National Grocers, Kayak Software, and Palo Alto Networks have only recently traded enough sessions to create a 10-day moving average. I will be looking to get long these stocks as they produce pocket pivot point buy signals (volume on the day of the signal must be higher than any down volume in the past ten sessions) off the 10-day moving average.

Other areas I would look to buy these stocks would be breakouts to new highs confirmed by volume. Without volume, a trade into new high ground will not be executed.

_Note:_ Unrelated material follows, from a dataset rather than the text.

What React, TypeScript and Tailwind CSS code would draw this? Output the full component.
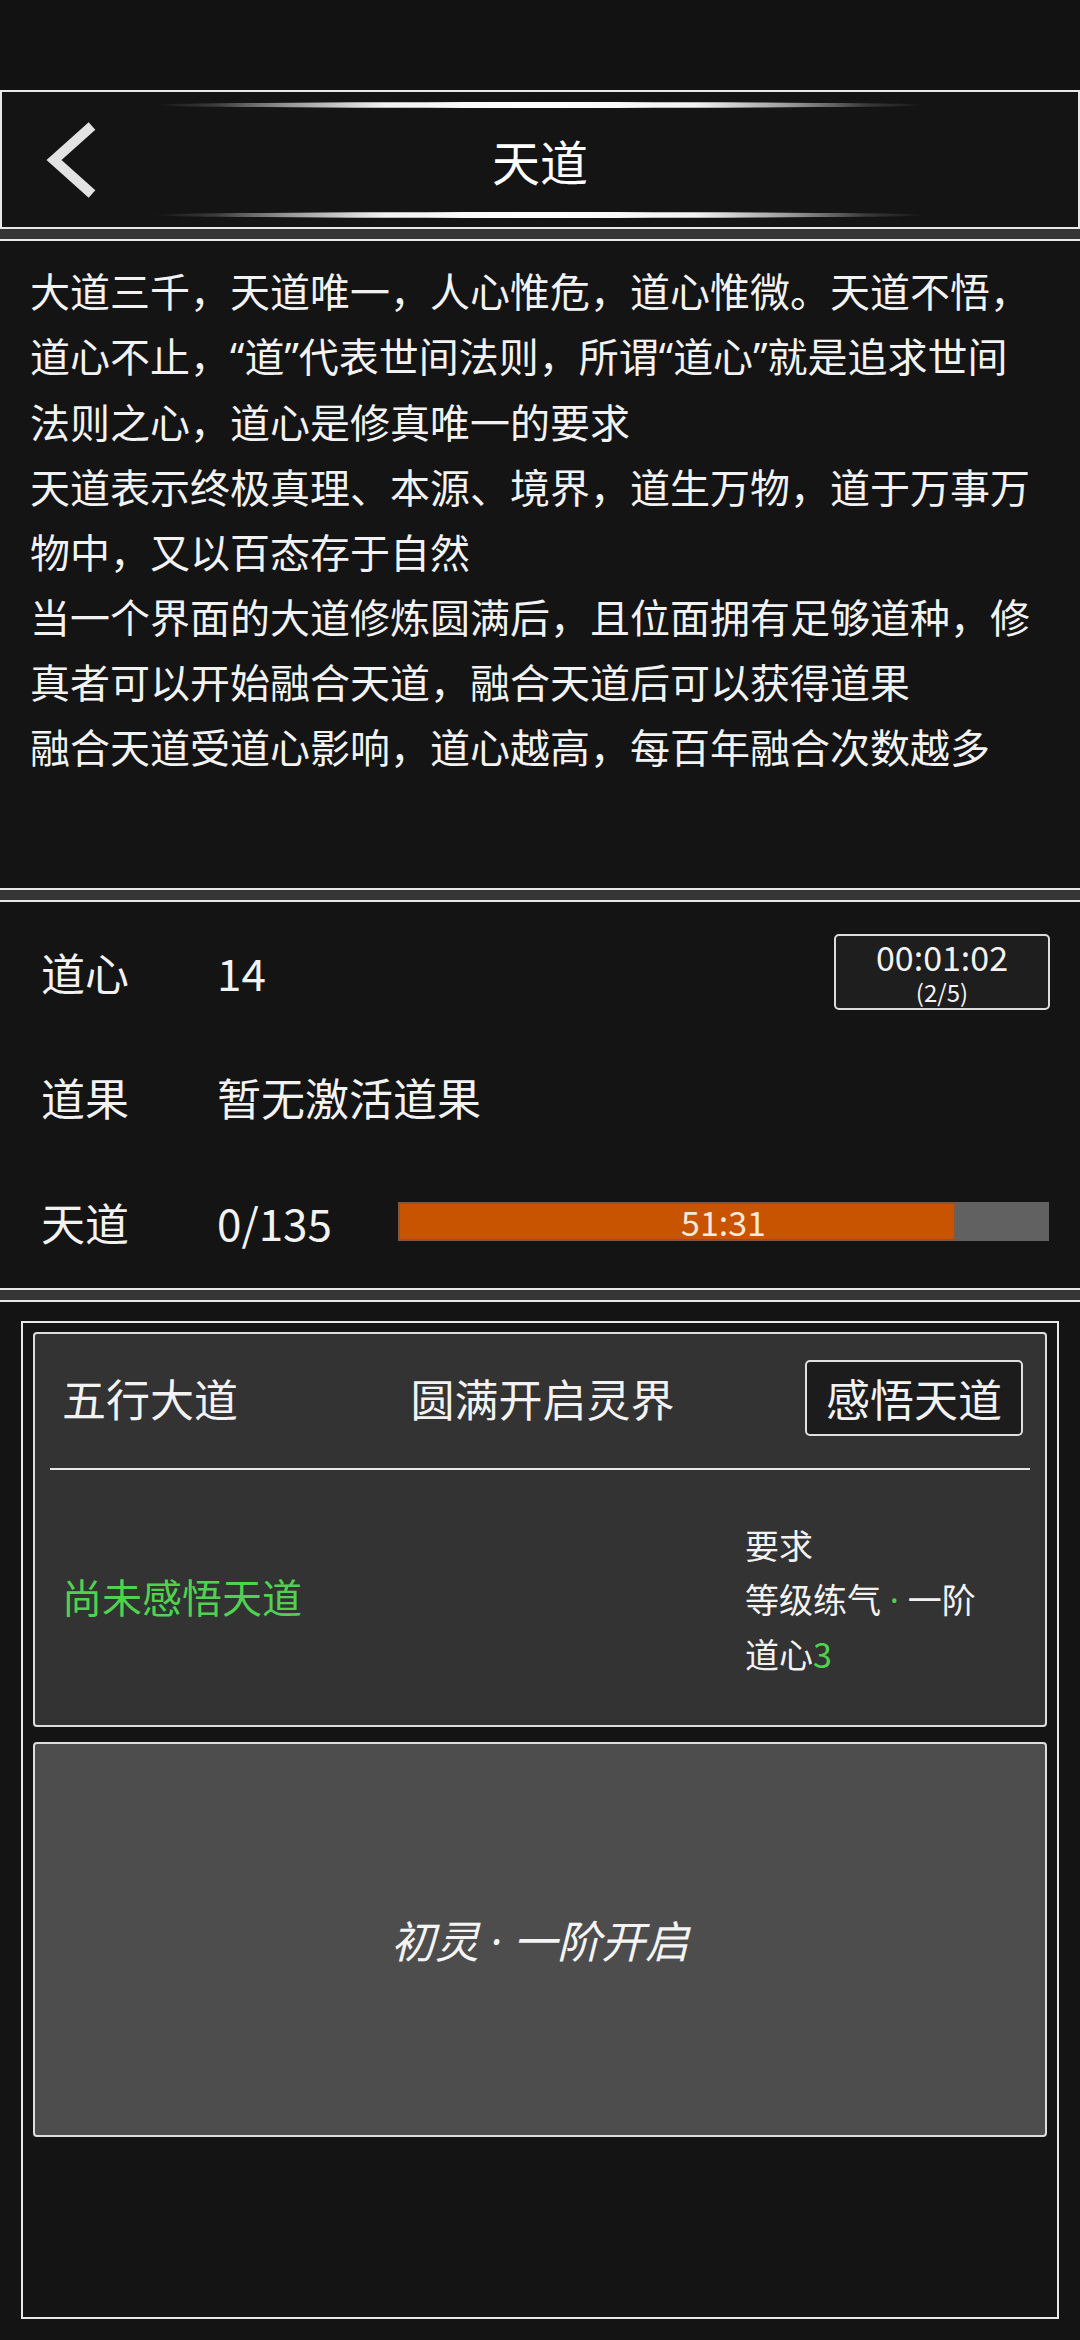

Acquity Group Limited has traded long enough that it now has a 50 day moving average. A move off the 50-day moving average, a pocket pivot point buy signal off the 10-day moving average, or a breakout to new highs confirmed by volume, will all be used as signals to get long.

One final note. If I make a purchase and the position does not move higher immediately, I will quickly cut my losses and wait for a better entry signal. In the stock market, if you do not cut your losses, eventually you will take the ultimate loss.

Disclosure: I have no positions in any stocks mentioned, but may initiate a long position in KYAK, PANW, NGVC, AQ-OLD over the next 72 hours.